There's a lot to cover here in the short time we have.
If I could start off with the gender equality duty, the new law, I agree, is perhaps the most important. The idea of the new law is to make it compulsory for all public bodies—not just government departments but local government, public bodies, and anyone who is performing a public service—to promote gender equality in the provision of those services and in the design and development of their policies. This follows from a similar law on race equality, which was passed in the year 2000. So the same kind of principle of a public duty to promote race equality has been extended to disability and also now to gender.

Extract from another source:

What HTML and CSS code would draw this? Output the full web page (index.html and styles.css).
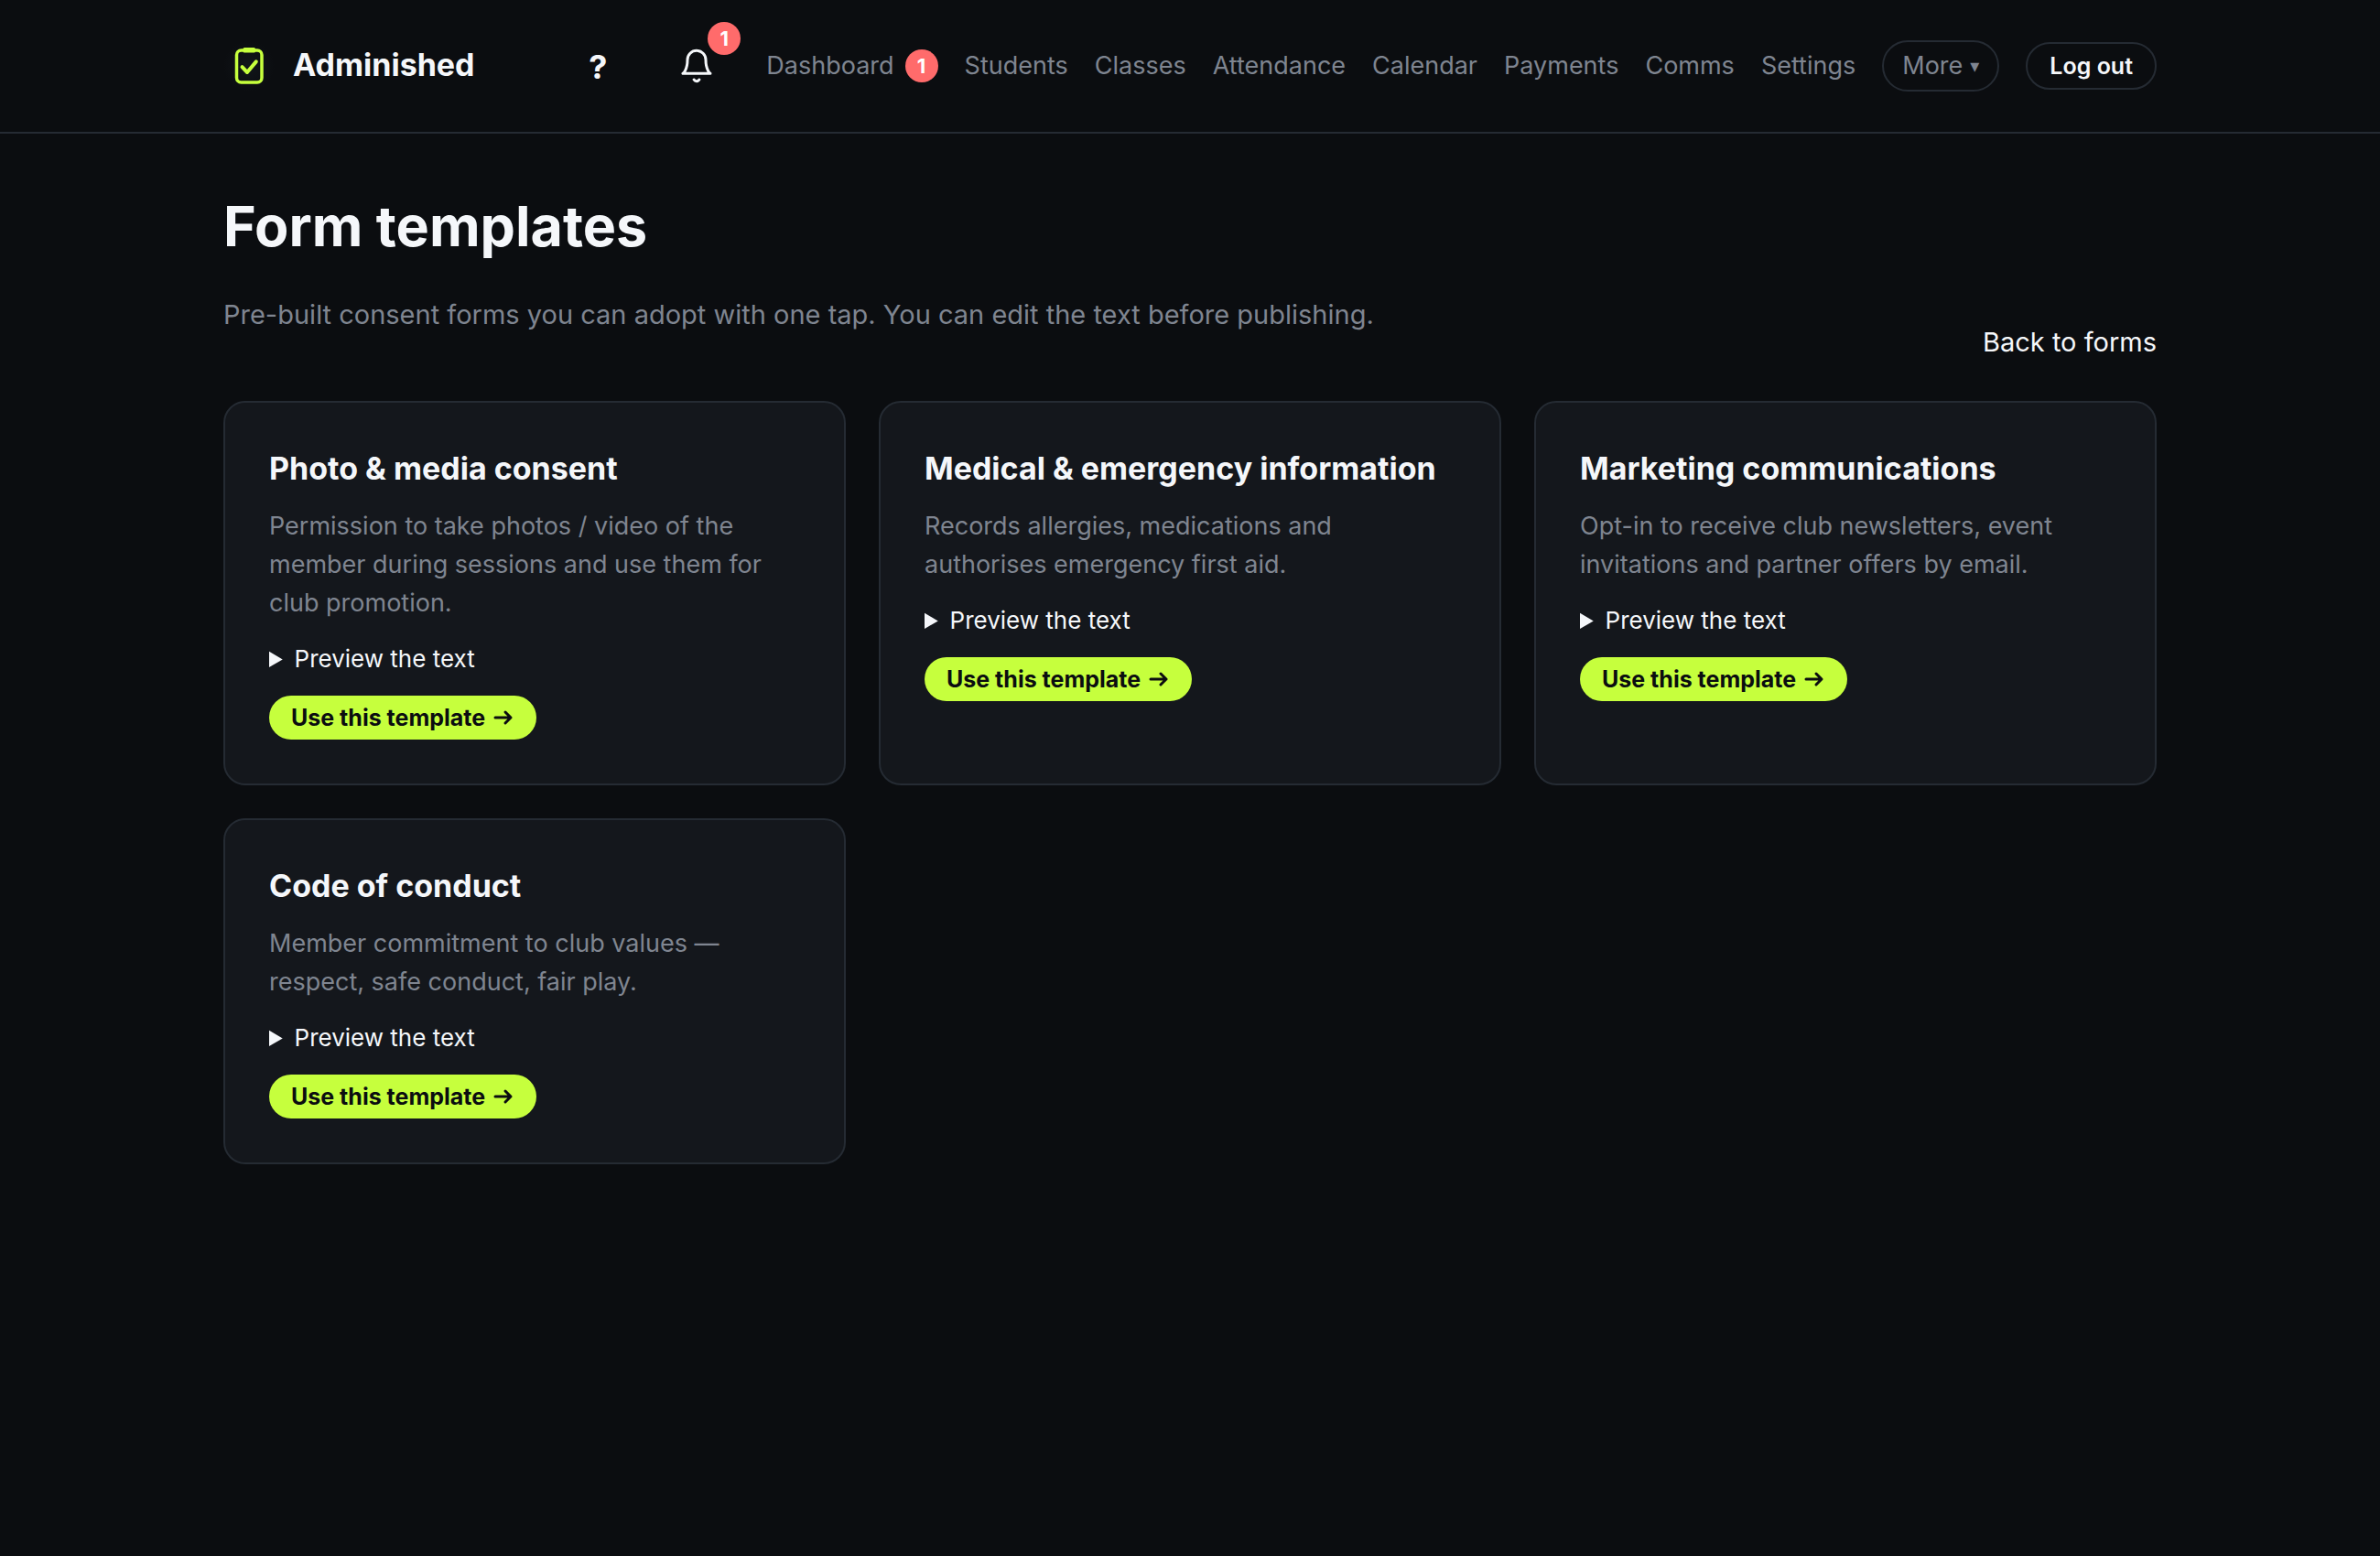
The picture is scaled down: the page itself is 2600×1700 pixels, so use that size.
FILE: index.html
```html
<!DOCTYPE html>
<html lang="en">
<head>
<meta charset="utf-8">
<meta name="viewport" content="width=device-width, initial-scale=1">
<title>Form templates – Adminished</title>
<link rel="stylesheet" href="styles.css">
</head>
<body>
<header class="topbar">
  <div class="container topbar-inner">
    <a class="brand" href="#">
      <svg class="brand-mark" viewBox="0 0 56 56" fill="none" aria-hidden="true">
        <rect x="14.5" y="11" width="27.5" height="35" rx="5" stroke="currentColor" stroke-width="3.5"/>
        <rect x="21.5" y="8" width="13.5" height="5.5" rx="1.5" fill="currentColor"/>
        <path d="M20.5 29.2 26 35l9.8-11.6" stroke="currentColor" stroke-width="4" stroke-linecap="round" stroke-linejoin="round"/>
      </svg>
      <span class="brand-name">Adminished</span>
    </a>
    <div class="tools">
      <button class="tool help" type="button" aria-label="Help">?</button>
      <button class="tool" type="button" aria-label="Notifications">
        <svg class="bell" viewBox="0 0 24 24" fill="none" stroke="currentColor" stroke-width="1.8" stroke-linecap="round" stroke-linejoin="round" aria-hidden="true">
          <path d="M18 8A6 6 0 0 0 6 8c0 7-3 9-3 9h18s-3-2-3-9"/>
          <path d="M13.73 21a2 2 0 0 1-3.46 0"/>
        </svg>
        <span class="badge tool-badge">1</span>
      </button>
    </div>
    <nav class="nav" aria-label="Main">
      <a class="nav-link" href="#">Dashboard <span class="badge">1</span></a>
      <a class="nav-link" href="#">Students</a>
      <a class="nav-link" href="#">Classes</a>
      <a class="nav-link" href="#">Attendance</a>
      <a class="nav-link" href="#">Calendar</a>
      <a class="nav-link" href="#">Payments</a>
      <a class="nav-link" href="#">Comms</a>
      <a class="nav-link" href="#">Settings</a>
      <button class="pill more" type="button">More <span class="caret">▾</span></button>
      <button class="pill logout" type="button">Log out</button>
    </nav>
  </div>
</header>
<main class="container main">
  <div class="page-head">
    <div class="page-intro">
      <h1 class="page-title">Form templates</h1>
      <p class="page-sub">Pre-built consent forms you can adopt with one tap. You can edit the text before publishing.</p>
    </div>
    <a class="back" href="#">Back to forms</a>
  </div>
  <div class="grid">
    <article class="card">
      <h2 class="card-title">Photo &amp; media consent</h2>
      <p class="card-text">Permission to take photos / video of the member during sessions and use them for club promotion.</p>
      <details class="preview"><summary>Preview the text</summary></details>
      <button class="use" type="button">Use this template <svg class="arrow" viewBox="0 0 24 24" aria-hidden="true"><path d="M3 12h17M14 6l6 6-6 6"/></svg></button>
    </article>
    <article class="card">
      <h2 class="card-title">Medical &amp; emergency information</h2>
      <p class="card-text">Records allergies, medications and authorises emergency first aid.</p>
      <details class="preview"><summary>Preview the text</summary></details>
      <button class="use" type="button">Use this template <svg class="arrow" viewBox="0 0 24 24" aria-hidden="true"><path d="M3 12h17M14 6l6 6-6 6"/></svg></button>
    </article>
    <article class="card">
      <h2 class="card-title">Marketing communications</h2>
      <p class="card-text">Opt-in to receive club newsletters, event invitations and partner offers by email.</p>
      <details class="preview"><summary>Preview the text</summary></details>
      <button class="use" type="button">Use this template <svg class="arrow" viewBox="0 0 24 24" aria-hidden="true"><path d="M3 12h17M14 6l6 6-6 6"/></svg></button>
    </article>
    <article class="card">
      <h2 class="card-title">Code of conduct</h2>
      <p class="card-text">Member commitment to club values — respect, safe conduct, fair play.</p>
      <details class="preview"><summary>Preview the text</summary></details>
      <button class="use" type="button">Use this template <svg class="arrow" viewBox="0 0 24 24" aria-hidden="true"><path d="M3 12h17M14 6l6 6-6 6"/></svg></button>
    </article>
  </div>
</main>
</body>
</html>
```
FILE: styles.css
```css
:root {
  --bg: #0b0d10;
  --surface: #14171c;
  --line: #252b33;
  --text: #f5f7fa;
  --muted: #7f8590;
  --accent: #c6ff3d;
  --alert: #ff6b6b;
}

* { box-sizing: border-box; }

body {
  margin: 0;
  min-height: 100vh;
  background: var(--bg);
  color: var(--text);
  font-family: Inter, "Liberation Sans", sans-serif;
  font-size: 27px;
  line-height: 42px;
}

h1, h2, p { margin: 0; }
a { color: inherit; text-decoration: none; }
button { font: inherit; color: inherit; cursor: pointer; }

.container {
  max-width: 2240px;
  margin: 0 auto;
  padding: 0 64px;
}

.topbar { border-bottom: 2px solid var(--line); }

.topbar-inner {
  display: flex;
  align-items: center;
  min-height: 144px;
}

.brand {
  display: flex;
  align-items: center;
  gap: 20px;
  margin-right: auto;
}

.brand-mark {
  width: 56px;
  height: 56px;
  color: var(--accent);
  background: radial-gradient(closest-side, #11151a, var(--bg));
}

.brand-name {
  padding-bottom: 2px;
  font-size: 34px;
  font-weight: 700;
}

.tools {
  display: flex;
  gap: 20px;
  margin-right: 32px;
}

.tool {
  position: relative;
  display: flex;
  align-items: center;
  justify-content: center;
  width: 88px;
  height: 88px;
  padding: 0;
  border: 0;
  background: none;
}

.help {
  padding-top: 2px;
  font-size: 36px;
  font-weight: 700;
}

.bell {
  width: 40px;
  height: 40px;
}

.badge {
  display: inline-flex;
  align-items: center;
  justify-content: center;
  min-width: 36px;
  height: 36px;
  border-radius: 18px;
  background: var(--alert);
  color: #fff;
  font-size: 22px;
  font-weight: 700;
  line-height: 36px;
}

.tool-badge {
  position: absolute;
  top: -4px;
  right: -4px;
}

.nav {
  display: flex;
  align-items: center;
  gap: 29px;
  color: var(--muted);
}

.nav-link {
  display: flex;
  align-items: center;
  gap: 12px;
}

.pill {
  border: 2px solid var(--line);
  border-radius: 28px;
  background: none;
}

.more {
  display: flex;
  align-items: center;
  gap: 8px;
  height: 56px;
  padding: 0 20px;
}

.caret {
  font-family: "DejaVu Sans", sans-serif;
  font-size: 20px;
}

.logout {
  height: 52px;
  padding: 0 24px;
  color: var(--text);
  font-size: 25px;
  font-weight: 600;
  line-height: 48px;
}

.main { padding-top: 64px; padding-bottom: 64px; }

.page-head {
  display: flex;
  align-items: flex-end;
  justify-content: space-between;
  gap: 32px;
  margin-bottom: 40px;
}

.page-title {
  margin-bottom: 36px;
  font-size: 61px;
  font-weight: 700;
  line-height: 74px;
}

.page-sub {
  margin-bottom: 30px;
  color: var(--muted);
  font-size: 29px;
  line-height: 48px;
}

.back {
  font-size: 29px;
  line-height: 48px;
}

.grid {
  display: grid;
  grid-template-columns: repeat(3, 1fr);
  gap: 36px;
}

.card {
  padding: 48px;
  border: 2px solid var(--line);
  border-radius: 24px;
  background: var(--surface);
}

.card-title {
  margin-bottom: 18px;
  font-size: 34px;
  font-weight: 700;
  line-height: 48px;
}

.card-text {
  margin-bottom: 20px;
  color: var(--muted);
}

.preview {
  margin-bottom: 20px;
  font-size: 26px;
  line-height: 40px;
}

.use {
  display: flex;
  align-items: center;
  gap: 8px;
  height: 48px;
  padding: 0 24px;
  border: 0;
  border-radius: 24px;
  background: var(--accent);
  color: var(--bg);
  font-size: 25px;
  font-weight: 700;
}

.arrow {
  width: 24px;
  height: 24px;
  fill: none;
  stroke: currentColor;
  stroke-width: 3;
  stroke-linecap: round;
  stroke-linejoin: round;
}
```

I think it says something about the political will issue that you raise, that it has taken us so long to move from the race duty to the gender duty. It's taken us nearly 10 years to do that. So that's the first thing to say. What that means is that although it's been illegal in the U.K. to discriminate against women in policy and services since about 1970 to 1975, when different laws were passed, this law now goes a step further in requiring departments to look at the impact of their policies and consider whether they promote equality between the sexes. So that's a very considerable change, and a very exciting one, I think.
The second question you asked was about the government equalities office. Lots of information is available from the usual government sources on this. But let me tell you briefly that it has been set up as a separate department in its own right. This again is an innovation for us. Our equalities units traditionally have been embedded within departments, as you suggested, within cabinet office and others. This is now set up as its own department. However, necessarily, it is quite a small department. It doesn't have a large spending budget as the other departments do. Its permanent secretary, I believe, has been appointed at a slightly lower level than other permanent secretaries. So I suppose one of our questions in the Women's Budget Group would be how much authority it will have to influence other departments, and we look forward to seeing that happen.
You asked about the gender expenditure analysis project, and I did bring the report with me, but it is also on our website, which is wgb.org.uk. This project in essence was a project we undertook in partnership with Her Majesty's Treasury, and our project manager, who works full time for the Women's Budget Group, went on secondment to Treasury for two days a week to undertake this project. Professor McKay, from whom you heard earlier, and Professor Diane Elson, one of our members who unfortunately couldn't be here with me to give evidence today, were participants in this project. They provided the academic and technical expertise to train the treasury officials and the officials from the government departments that took part in the project. We analyzed two different government programs, two different expenditure programs, to see what the gender impact was. The findings were mainly that we didn't have sufficient gender desegregated data to undertake the analysis properly. I think that was the main learning point from it.